Have P&O Ferries Acted Lawfully?
Have P&O Ferries Acted Lawfully?
The abrupt sacking of 800 P&O Ferries’ employees last week has been met with widespread condemnation from politicians, unions, and, perhaps most importantly, the public, many of whom are potential customers. It is the second time in four months that hundreds of people have found themselves unemployed following an unexpected online message. In December 2021, the head of a US mortgage company was harshly criticised for firing 900 staff over Zoom.
One of the key questions being asked regarding the P&O Ferries incident is whether or not the company acted lawfully.
Redundancy law in England and Wales
There are strict laws employers must comply with when making staff redundant. The dismissal of an employee will be because of redundancy if it is “wholly or mainly attributable to” the employer:
- Closing the business;
- Closing the premises where the employee works; or
- Having a reduced requirement for employees to carry out a particular type of work or deciding not to carry out certain work where the employee is currently located.
If 20 or more employees are being made redundant over 90 days or less, an employer has a legal obligation to inform and consult appropriate employee representatives and/or the employees themselves. If more than 100 employees are to be made redundant (which is the case with P&O Ferries) the consultation must start at least 45 days before the first person is let go. Furthermore, the business secretary must be notified at least 45 days in advance.
The consultation must be more than a check-box exercise. Consultation should take whilst proposals are still at a formative stage in order that employees or their representatives are capable of exerting some influence over the decision and to afford them an opportunity to explore alternatives to redundancy, for example, redeployment, relocation, job shares etc.
It appears that P&O skipped the consultation period and moved directly to dismissing staff. It is highly unlikely, based on the facts so far presented, that the Employment Tribunal would conclude that P&O engaged in a fair redundancy process. Indeed, the company’s CEO has subsequently acknowledged that employment laws were deliberately broken.

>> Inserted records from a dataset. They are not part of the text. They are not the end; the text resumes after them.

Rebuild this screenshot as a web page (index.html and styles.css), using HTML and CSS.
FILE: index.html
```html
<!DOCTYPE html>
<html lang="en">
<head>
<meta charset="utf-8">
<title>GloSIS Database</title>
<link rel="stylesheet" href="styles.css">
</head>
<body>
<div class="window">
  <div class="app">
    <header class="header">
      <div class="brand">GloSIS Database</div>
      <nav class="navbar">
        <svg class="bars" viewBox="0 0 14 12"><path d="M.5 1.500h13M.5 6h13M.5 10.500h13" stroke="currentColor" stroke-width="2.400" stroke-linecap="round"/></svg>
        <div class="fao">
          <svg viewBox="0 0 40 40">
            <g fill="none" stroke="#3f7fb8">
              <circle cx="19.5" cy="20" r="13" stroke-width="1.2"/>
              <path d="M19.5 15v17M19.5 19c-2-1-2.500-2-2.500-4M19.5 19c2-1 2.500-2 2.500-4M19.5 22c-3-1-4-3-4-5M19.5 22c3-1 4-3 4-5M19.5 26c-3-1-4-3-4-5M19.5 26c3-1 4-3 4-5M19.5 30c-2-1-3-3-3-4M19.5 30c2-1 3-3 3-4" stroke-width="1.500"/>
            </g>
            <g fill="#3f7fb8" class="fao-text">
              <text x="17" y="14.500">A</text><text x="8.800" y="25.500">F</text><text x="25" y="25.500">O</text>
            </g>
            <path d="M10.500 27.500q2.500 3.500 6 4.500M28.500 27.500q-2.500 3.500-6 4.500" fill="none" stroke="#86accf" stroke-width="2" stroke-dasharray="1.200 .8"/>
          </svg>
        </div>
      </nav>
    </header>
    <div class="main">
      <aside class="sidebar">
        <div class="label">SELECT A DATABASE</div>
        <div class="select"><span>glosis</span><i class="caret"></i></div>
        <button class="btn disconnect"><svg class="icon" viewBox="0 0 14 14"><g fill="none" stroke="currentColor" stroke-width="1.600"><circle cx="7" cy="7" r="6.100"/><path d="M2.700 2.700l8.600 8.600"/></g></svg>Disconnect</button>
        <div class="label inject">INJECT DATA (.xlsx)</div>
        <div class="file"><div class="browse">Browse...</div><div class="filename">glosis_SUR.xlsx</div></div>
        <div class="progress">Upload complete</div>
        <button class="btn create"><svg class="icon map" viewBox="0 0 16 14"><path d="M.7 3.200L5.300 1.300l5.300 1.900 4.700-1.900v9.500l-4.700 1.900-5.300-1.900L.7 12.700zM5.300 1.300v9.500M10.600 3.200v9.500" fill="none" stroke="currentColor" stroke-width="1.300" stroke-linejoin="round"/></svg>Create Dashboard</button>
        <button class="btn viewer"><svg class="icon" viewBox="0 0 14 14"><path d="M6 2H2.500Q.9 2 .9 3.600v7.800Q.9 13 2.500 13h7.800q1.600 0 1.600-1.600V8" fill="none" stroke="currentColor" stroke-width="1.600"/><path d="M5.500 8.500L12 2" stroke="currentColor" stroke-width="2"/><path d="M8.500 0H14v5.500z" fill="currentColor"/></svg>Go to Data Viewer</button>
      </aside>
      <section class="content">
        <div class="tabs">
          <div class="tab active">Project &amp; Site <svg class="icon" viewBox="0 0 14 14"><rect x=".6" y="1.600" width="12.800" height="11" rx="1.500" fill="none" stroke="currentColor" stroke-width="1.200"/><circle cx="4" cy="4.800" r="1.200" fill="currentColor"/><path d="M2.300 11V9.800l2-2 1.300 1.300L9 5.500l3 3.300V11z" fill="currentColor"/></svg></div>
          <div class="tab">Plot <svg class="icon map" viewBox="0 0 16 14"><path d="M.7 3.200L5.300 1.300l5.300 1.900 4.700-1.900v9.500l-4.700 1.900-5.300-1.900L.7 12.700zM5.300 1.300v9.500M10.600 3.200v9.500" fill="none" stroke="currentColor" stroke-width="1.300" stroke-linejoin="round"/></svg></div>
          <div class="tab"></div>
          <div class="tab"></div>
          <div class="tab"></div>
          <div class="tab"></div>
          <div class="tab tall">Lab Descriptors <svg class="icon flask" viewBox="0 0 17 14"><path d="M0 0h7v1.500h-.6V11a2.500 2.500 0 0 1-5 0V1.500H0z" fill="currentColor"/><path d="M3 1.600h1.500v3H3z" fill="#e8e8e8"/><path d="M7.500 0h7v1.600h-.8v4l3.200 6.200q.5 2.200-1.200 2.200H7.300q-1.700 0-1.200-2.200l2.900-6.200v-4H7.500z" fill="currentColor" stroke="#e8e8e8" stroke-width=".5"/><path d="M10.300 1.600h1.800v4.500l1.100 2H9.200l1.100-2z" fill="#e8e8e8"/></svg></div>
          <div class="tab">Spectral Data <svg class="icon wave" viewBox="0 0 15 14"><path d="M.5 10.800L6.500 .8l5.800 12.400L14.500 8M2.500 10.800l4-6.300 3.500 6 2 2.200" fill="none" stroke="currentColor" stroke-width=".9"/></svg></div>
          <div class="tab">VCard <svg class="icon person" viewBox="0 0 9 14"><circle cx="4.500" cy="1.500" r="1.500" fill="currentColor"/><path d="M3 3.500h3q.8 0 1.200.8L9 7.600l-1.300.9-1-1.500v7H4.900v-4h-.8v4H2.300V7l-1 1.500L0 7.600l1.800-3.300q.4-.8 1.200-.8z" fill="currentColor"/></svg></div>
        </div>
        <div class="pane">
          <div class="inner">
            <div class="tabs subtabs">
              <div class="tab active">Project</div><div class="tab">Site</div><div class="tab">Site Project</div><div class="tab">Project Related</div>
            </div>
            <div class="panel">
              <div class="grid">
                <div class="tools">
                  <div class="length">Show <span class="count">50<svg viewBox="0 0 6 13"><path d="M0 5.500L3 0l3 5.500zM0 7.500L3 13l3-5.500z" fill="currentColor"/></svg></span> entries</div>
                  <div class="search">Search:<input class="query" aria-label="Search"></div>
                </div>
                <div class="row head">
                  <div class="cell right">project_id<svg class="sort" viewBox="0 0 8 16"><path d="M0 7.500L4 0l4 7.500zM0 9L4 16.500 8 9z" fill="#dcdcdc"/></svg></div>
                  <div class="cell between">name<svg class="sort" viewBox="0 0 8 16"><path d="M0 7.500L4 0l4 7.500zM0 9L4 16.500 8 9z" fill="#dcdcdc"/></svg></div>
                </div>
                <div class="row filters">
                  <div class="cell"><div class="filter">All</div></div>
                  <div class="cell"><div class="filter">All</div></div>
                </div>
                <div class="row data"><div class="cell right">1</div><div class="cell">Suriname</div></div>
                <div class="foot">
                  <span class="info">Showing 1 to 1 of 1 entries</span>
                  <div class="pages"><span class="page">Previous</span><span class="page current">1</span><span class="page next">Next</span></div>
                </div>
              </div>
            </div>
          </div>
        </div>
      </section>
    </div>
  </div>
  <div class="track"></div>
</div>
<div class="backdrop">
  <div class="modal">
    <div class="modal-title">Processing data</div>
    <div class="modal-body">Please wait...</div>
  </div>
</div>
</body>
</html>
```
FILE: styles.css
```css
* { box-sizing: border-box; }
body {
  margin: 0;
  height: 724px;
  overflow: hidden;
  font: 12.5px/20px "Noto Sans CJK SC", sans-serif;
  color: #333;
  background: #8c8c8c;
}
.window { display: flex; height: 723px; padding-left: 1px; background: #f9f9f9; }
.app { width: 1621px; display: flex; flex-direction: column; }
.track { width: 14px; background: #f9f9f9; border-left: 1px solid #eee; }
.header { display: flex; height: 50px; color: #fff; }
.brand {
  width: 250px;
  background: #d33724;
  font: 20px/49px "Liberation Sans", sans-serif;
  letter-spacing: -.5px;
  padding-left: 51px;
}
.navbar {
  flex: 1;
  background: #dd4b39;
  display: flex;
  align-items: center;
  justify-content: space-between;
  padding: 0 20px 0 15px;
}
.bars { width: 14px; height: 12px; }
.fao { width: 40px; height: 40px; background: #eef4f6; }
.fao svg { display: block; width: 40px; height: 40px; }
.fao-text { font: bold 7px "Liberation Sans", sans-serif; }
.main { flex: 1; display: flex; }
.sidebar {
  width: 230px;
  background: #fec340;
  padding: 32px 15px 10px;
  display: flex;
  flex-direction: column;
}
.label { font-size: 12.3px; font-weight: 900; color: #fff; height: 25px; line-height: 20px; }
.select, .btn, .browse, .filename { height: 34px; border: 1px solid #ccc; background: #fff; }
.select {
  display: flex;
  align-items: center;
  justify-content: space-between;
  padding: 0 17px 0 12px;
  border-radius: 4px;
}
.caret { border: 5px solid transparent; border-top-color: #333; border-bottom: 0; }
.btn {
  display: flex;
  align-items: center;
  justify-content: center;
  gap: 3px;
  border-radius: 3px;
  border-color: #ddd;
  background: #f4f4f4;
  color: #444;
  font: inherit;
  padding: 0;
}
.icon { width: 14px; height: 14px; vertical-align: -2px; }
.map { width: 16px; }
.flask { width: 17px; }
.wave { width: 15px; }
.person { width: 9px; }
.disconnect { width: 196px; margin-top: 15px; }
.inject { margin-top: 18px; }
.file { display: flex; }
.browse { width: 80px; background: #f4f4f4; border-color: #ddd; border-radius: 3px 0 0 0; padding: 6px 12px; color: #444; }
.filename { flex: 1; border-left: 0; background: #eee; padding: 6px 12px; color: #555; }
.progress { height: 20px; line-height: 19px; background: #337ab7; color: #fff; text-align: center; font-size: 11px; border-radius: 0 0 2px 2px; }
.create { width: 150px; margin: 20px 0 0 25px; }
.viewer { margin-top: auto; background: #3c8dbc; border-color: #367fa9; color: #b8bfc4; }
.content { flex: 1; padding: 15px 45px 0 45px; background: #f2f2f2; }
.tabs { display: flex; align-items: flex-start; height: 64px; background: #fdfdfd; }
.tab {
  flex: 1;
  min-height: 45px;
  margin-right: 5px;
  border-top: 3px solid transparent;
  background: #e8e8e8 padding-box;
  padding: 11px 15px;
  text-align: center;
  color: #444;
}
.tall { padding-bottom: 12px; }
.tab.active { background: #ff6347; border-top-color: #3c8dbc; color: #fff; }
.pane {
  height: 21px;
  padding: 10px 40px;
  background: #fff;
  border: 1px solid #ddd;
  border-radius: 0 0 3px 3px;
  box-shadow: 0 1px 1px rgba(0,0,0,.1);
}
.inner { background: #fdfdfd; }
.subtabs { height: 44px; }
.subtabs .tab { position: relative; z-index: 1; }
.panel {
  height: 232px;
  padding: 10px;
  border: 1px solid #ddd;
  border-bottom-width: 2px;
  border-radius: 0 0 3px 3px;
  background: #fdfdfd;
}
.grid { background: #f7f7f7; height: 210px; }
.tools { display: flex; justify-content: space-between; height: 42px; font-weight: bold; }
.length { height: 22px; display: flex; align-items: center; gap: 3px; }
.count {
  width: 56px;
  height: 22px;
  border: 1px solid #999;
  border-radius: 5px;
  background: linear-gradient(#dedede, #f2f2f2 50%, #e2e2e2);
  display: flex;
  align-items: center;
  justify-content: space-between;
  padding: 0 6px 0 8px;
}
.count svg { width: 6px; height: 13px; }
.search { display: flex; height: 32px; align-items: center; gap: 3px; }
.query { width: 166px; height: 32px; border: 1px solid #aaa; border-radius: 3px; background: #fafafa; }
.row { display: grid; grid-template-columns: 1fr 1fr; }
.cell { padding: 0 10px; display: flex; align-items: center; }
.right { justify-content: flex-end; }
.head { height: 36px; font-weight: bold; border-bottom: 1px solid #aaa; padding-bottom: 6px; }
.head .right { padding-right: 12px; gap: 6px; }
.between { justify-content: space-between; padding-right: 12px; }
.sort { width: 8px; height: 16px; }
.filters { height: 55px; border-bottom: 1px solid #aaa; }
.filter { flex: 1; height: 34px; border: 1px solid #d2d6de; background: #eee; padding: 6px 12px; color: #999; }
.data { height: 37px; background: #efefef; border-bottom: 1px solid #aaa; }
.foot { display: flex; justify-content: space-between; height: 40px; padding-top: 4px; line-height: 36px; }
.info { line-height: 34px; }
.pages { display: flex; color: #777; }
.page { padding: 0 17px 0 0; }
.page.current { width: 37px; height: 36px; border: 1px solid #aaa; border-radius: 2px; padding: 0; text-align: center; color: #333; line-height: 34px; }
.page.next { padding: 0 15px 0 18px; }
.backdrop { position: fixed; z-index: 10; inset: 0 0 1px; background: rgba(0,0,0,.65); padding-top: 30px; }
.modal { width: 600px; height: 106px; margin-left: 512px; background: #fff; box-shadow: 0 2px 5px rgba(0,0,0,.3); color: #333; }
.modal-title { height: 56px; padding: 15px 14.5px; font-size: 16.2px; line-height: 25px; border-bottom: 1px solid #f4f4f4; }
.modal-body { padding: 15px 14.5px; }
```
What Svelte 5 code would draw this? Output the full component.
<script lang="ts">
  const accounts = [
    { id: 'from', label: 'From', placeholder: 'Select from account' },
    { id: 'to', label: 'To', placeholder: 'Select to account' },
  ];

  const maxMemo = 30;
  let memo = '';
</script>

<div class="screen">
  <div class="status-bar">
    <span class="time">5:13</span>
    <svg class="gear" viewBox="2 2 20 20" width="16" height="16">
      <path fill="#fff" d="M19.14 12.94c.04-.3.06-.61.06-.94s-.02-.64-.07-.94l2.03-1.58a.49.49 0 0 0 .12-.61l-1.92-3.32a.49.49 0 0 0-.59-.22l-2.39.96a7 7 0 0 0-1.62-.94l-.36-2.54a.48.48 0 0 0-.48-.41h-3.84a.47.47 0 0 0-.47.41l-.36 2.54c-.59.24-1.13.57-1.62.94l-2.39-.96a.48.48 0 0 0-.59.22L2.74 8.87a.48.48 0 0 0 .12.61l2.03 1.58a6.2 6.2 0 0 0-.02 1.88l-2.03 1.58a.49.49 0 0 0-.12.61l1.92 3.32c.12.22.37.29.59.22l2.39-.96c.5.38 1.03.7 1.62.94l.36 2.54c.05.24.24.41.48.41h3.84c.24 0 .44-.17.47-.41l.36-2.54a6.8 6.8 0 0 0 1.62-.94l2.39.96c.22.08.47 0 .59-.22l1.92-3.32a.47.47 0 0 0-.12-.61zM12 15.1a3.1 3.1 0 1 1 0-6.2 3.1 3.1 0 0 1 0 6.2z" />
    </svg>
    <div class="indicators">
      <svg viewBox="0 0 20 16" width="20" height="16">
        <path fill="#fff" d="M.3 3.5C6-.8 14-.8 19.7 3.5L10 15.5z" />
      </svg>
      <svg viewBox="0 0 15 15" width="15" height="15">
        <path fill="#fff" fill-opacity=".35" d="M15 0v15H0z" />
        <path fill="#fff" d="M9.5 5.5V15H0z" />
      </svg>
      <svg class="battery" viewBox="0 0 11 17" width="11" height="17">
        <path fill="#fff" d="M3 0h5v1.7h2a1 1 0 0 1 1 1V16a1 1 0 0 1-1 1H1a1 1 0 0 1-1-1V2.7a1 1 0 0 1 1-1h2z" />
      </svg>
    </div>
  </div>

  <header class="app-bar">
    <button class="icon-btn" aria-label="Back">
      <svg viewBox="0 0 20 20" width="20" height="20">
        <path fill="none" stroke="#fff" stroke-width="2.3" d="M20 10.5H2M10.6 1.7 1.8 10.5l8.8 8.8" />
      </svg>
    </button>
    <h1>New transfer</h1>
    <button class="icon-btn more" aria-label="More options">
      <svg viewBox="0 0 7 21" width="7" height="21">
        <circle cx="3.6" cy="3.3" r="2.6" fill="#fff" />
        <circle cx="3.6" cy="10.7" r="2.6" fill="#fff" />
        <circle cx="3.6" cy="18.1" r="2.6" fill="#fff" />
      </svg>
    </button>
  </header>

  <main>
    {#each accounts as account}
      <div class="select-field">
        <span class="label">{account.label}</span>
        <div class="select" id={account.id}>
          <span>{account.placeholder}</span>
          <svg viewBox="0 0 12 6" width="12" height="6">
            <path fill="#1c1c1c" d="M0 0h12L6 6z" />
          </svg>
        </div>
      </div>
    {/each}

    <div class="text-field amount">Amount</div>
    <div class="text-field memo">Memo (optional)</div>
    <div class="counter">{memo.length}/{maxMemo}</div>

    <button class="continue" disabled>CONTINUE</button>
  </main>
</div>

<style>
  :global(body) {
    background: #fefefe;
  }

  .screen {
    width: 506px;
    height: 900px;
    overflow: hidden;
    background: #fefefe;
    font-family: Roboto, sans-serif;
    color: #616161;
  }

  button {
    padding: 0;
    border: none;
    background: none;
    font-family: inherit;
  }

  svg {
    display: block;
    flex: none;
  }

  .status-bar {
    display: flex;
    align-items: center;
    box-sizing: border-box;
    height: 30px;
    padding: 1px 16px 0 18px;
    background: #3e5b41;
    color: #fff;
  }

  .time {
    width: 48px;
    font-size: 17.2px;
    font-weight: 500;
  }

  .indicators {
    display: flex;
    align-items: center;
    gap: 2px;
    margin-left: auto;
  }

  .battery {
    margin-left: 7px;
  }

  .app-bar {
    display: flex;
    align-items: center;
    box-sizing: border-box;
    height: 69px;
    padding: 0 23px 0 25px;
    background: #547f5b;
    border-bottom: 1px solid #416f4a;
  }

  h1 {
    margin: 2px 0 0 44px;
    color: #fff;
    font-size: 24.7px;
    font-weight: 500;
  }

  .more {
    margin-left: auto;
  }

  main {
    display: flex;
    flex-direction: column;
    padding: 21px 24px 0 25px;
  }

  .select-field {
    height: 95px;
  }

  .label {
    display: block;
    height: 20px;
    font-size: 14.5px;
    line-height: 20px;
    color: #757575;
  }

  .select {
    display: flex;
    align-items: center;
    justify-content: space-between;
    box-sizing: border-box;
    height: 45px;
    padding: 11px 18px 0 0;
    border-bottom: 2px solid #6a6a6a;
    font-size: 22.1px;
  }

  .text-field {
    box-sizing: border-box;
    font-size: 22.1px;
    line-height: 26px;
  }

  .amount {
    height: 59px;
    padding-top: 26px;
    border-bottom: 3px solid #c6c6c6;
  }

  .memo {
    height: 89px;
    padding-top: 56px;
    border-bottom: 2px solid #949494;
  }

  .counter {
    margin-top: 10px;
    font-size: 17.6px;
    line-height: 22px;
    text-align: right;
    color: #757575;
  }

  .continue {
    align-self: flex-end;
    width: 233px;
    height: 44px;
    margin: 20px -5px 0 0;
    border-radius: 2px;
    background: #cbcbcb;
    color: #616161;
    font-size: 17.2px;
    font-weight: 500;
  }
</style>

Possible Employment Tribunal claims
If an employer does not adhere to a fair redundancy process, affected employees can bring unfair dismissal claims. Compensation could be a maximum of one years’ salary. In cases where employees have not been paid their notice or statutory redundancy payments, claims can be brought to recover the monies owed. In addition, relevant unions can also bring a claim if a business fails to comply with collective consultation laws. If they succeed, dismissed employees could receive an award of up to 90 days’ gross pay.
P&O Ferries is understood to have offered enhanced severance packages to affected workers although this may not be enough to prevent future Employment Tribunal claims.
Should employers follow P&O Ferries’ methods when making employees redundant?
It was revealed over the weekend that the Department for Transport was informed on Wednesday of P&O Ferries’ intentions and did nothing to challenge the company’s actions. Armed Forces Minister James Heappey called P&O’s actions “disgraceful” but told Sky News that the government “cannot force an employer to continue to employ people that the employer has said it doesn’t want to employ.”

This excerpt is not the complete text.